Le conseguenze di tutto ciò potrebbero essere rilevanti: e su molti piani. Su quello culturale e delle relazioni sociali, in primo luogo. La comunicazione umana non sempre è (non sempre vuole essere) diretta ed esplicita. Al contrario: la comunicazione vive di allusioni e omissioni, di silenzi e dissimulazioni. L’inarrestabile diffusione del telefono, in tutte le sue varianti, si deve anche a questo. Non solo permette di comunicare: permette anche di NON comunicare. Ovvero di comunicare attraverso solo una parte di sé (la voce) e non attraverso un’altra parte (il volto, l’espressione, la mimica). Se questo è vero, il videotelefono può costituire un arricchimento della comunicazione - il ricorso a una gamma più ampia di registri – ma anche un limite: la caduta di difese, la sottrazione di spazi, l’imposizione di visibilità. Questo potrebbe produrre più, e non meno, impacci nella comunicazione; più, e non meno, rigidità; più, e non meno, obblighi e vincoli.
Non solo.
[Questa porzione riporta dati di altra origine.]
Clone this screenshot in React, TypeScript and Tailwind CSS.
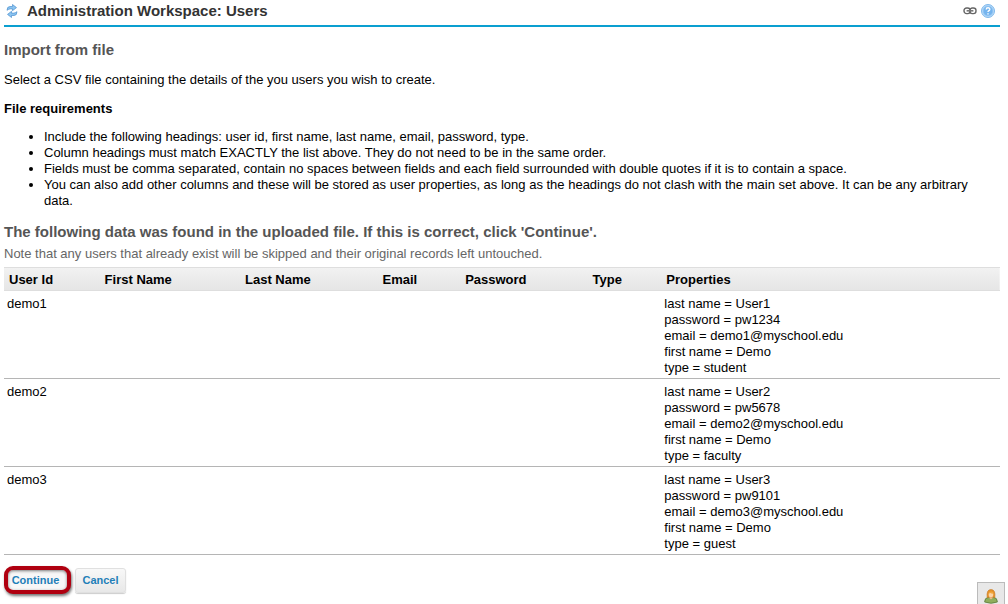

L’idea di una costante reperibilità e di una permanente esposizione è una sindrome nevrotica: il segno di una socialità invadente e onnipotente, che non moltiplica e diversifica le esperienze e le conoscenze, ma rischia di impoverirle e banalizzarle. E sembra proprio questo il connotato prevalente della super-comunicazione ilare e giovanilistica, illustrata dagli spot dei telefonini di terza generazione.
Ma questo è solo il primo effetto sociale dell’eccesso comunicativo. Un altro, più inquietante, è stato esemplificato da Beppe Severgnini sul “Corriere della Sera”: una società britannica di autonoleggio (EasyCar) riprende il volto di tutti i clienti e pubblica sul proprio sito nomi e fotografie di quanti non restituiscono il veicolo nei tempi previsti. Ecco, allora, che le questioni culturali diventano dilemmi pubblici e conflitti giuridici.
La massima diffusione di strumenti di videosorveglianza si registra dove maggiore è il numero di reati contro la proprietà o dove – ma è la stessa cosa - più acuti sono l’allarme sociale e la sensibilità collettiva sul tema. E questo evidenzia il cuore del problema: ovvero la contraddizione tra privacy e sicurezza. Le ansie suscitate dalla criminalità comune e dal terrorismo nazionale e internazionale sembrano spingere, fatalmente, verso la riduzione drastica delle garanzie personali e verso la “controllabilità totale” del cittadino comune, equiparato – fino a prova contraria - a un potenziale soggetto pericoloso.
Ma un esempio (fatto, di recente, da Stefano Rodotà) dimostra bene quanto sia falsa l’alternativa tra libertà e sicurezza: la riservatezza dei dati dei passeggeri di una linea aerea è essenziale per evitare che un determinato volo venga scelto come bersaglio perché vi viaggiano i fedeli di una specifica religione, identificabili attraverso le abitudini alimentari rivelate dalla richiesta di un pasto. Ecco una situazione – tra le molte citabili – dove riservatezza e incolumità, lungi dal contraddirsi, coincidono perfettamente. Ma basta la limpidezza inequivocabile di questo esempio per risolvere, una volta per tutte, quel dilemma tra libertà e sicurezza? Evidentemente no. E, d’altra parte, le banche dati delle imprese già dispongono di miliardi di informazioni relative ai consumi, alle preferenze, agli stili di vita dei cittadini: e sono in grado non solo di prevederne, ma anche di orientarne, le opzioni di spesa, i risparmi, le strategie sociali. E le stesse abitudini alimentari.
Sembra, dunque, una spirale inarrestabile e che non consente vie d’uscita. Ma proprio per questo è necessario, e urgente, adottare un sistema di garanzie e di tutele, che – proteggendo i dati personali – non comprometta la libertà individuale: di scelta, di movimento, di riservatezza. E così si ritorna alla questione della videosorveglianza. Assai opportunamente, il Garante per la privacy ha stilato un codice che indica limiti precisi e traccia confini rigorosi: dall’obbligo di avvertire della presenza di videocamere al divieto di controllo a distanza dei lavoratori; dalla precisa determinazione del periodo di eventuale conservazione delle immagini all’utilizzo esclusivo delle stesse (i dati raccolti per ragioni di sicurezza o per tutela del patrimonio non possono essere destinati a finalità diverse).
Tutto ciò servirà a qualcosa? E serviranno a qualcosa le direttive e le raccomandazioni adottate a livello europeo? C’è da dubitarne: ma è certo che si tratta di un nuovo e decisivo terreno di conflitto, in genere trascurato dalla sinistra. In gioco c’è, ancora, “la libertà dei moderni”.